What happens to the portion of an estate that exceeds the annual exclusion?
For these millionaires in Dallas whose estate easily exceed the $5.45 million lifetime exclusion amount, they will be facing estate taxes of 40% of that excess amount. Those individuals can still reduce their estate tax liability through proper estate planning. Some common methods for reducing your potential estate tax is through gifts, trusts, and life insurance policies. The marital deduction is another popular way.
Proper use of the marital deduction
Federal tax laws also provide a benefit for married couples. They are allowed to give a gift of an unlimited amount to their spouse. This provides a way for married couples to transfer property to each other, while avoiding federal estate or gift taxes. When the first spouse passes away and their property is transferred to the surviving spouse, that amount is deducted from the deceased spouse’s gross estate. As long as certain requirements are met, the amount of the marital deduction is unlimited.

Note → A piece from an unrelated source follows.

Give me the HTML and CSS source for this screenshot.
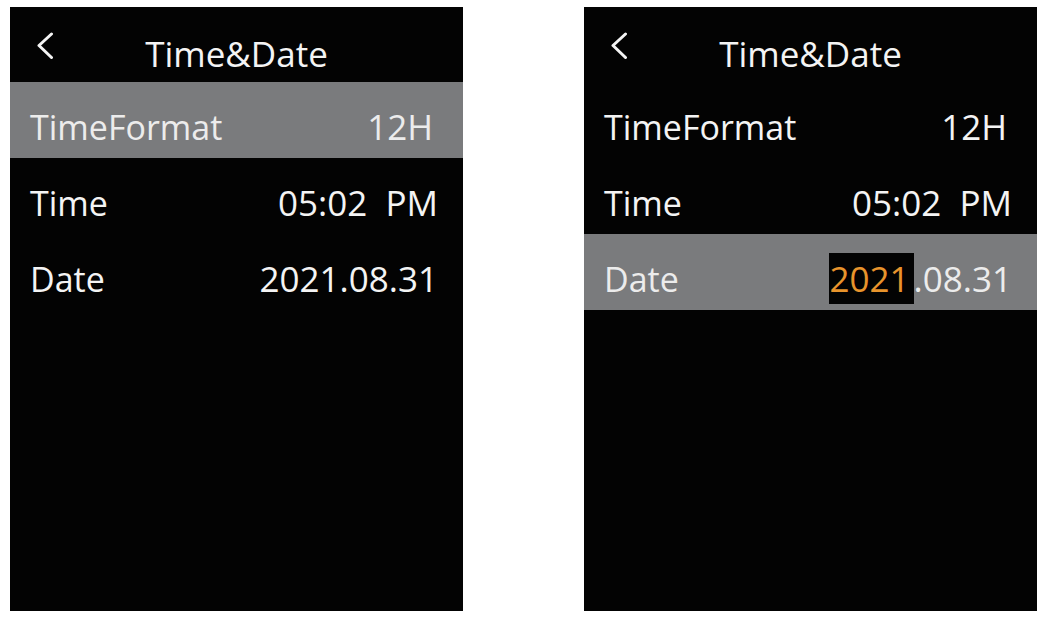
FILE: index.html
```html
<!DOCTYPE html>
<html lang="en">
<head>
    <meta charset="UTF-8">
    <meta name="viewport" content="width=device-width, initial-scale=1.0">
    <title>Time&amp;Date</title>
    <link rel="stylesheet" href="styles.css">
</head>
<body>

    <div class="page">

        <!-- Schermata 1: riga TimeFormat selezionata -->
        <div class="screen">
            <div class="topbar">
                <svg class="back" width="18" height="28" viewBox="0 0 18 28">
                    <path d="M15.5 2 L3 13.5 L15.5 25.5" fill="none" stroke="#f4f4f4" stroke-width="3" stroke-linecap="round" stroke-linejoin="round"/>
                </svg>
                <div class="title">Time&amp;Date</div>
                <span></span>
            </div>
            <div class="row selected">
                <span class="label">TimeFormat</span>
                <span class="value short">12H</span>
            </div>
            <div class="row">
                <span class="label">Time</span>
                <span class="value">05:02  PM</span>
            </div>
            <div class="row">
                <span class="label">Date</span>
                <span class="value">2021.08.31</span>
            </div>
        </div>

        <!-- Schermata 2: modifica anno -->
        <div class="screen">
            <div class="topbar">
                <svg class="back" width="18" height="28" viewBox="0 0 18 28">
                    <path d="M15.5 2 L3 13.5 L15.5 25.5" fill="none" stroke="#f4f4f4" stroke-width="3" stroke-linecap="round" stroke-linejoin="round"/>
                </svg>
                <div class="title">Time&amp;Date</div>
                <span></span>
            </div>
            <div class="row">
                <span class="label">TimeFormat</span>
                <span class="value short">12H</span>
            </div>
            <div class="row">
                <span class="label">Time</span>
                <span class="value">05:02  PM</span>
            </div>
            <div class="row selected">
                <span class="label">Date</span>
                <span class="value"><span class="editing">2021</span>.08.31</span>
            </div>
        </div>

    </div>

</body>
</html>
```

FILE: styles.css
```css
body { margin: 0; background: #fff; font-family: "Open Sans", "Noto Sans", sans-serif; }
.page { display: flex; gap: 121px; padding: 7px 0 0 10px; }
.screen { width: 453px; height: 604px; background: #030303; color: #f4f4f4; }

.topbar { display: grid; grid-template-columns: 1fr auto 1fr; height: 75px; box-sizing: border-box; padding-top: 25px; }
.back { margin-left: 26px; }
.title { margin-top: 2px; font-size: 35px; line-height: 40px; }

.row { display: flex; justify-content: space-between; height: 76px; box-sizing: border-box; padding: 14px 25px 0 20px; font-size: 34px; line-height: 62px; }
.row.selected { background: #7a7b7d; color: #ececec; }
.value { font-size: 35px; white-space: pre; }
.value.short { margin-right: 5px; }
.editing { background: #030303; color: #e8942c; padding: 2px 4px 2px 1px; }
```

Using a trust to transfer ownership of assets
In order to take full advantage of the unified credit, married couples should create a “bypass trust.” This means that, when the couple creates their individual wills, they will stipulate that the full amount of their unified lifetime credit be transferred to a bypass trust. The income from these assets flows directly to the surviving spouse. Once both spouses have passed away, the ownership of the remaining assets is transferred to the named beneficiaries and the bypass trusts are dissolved.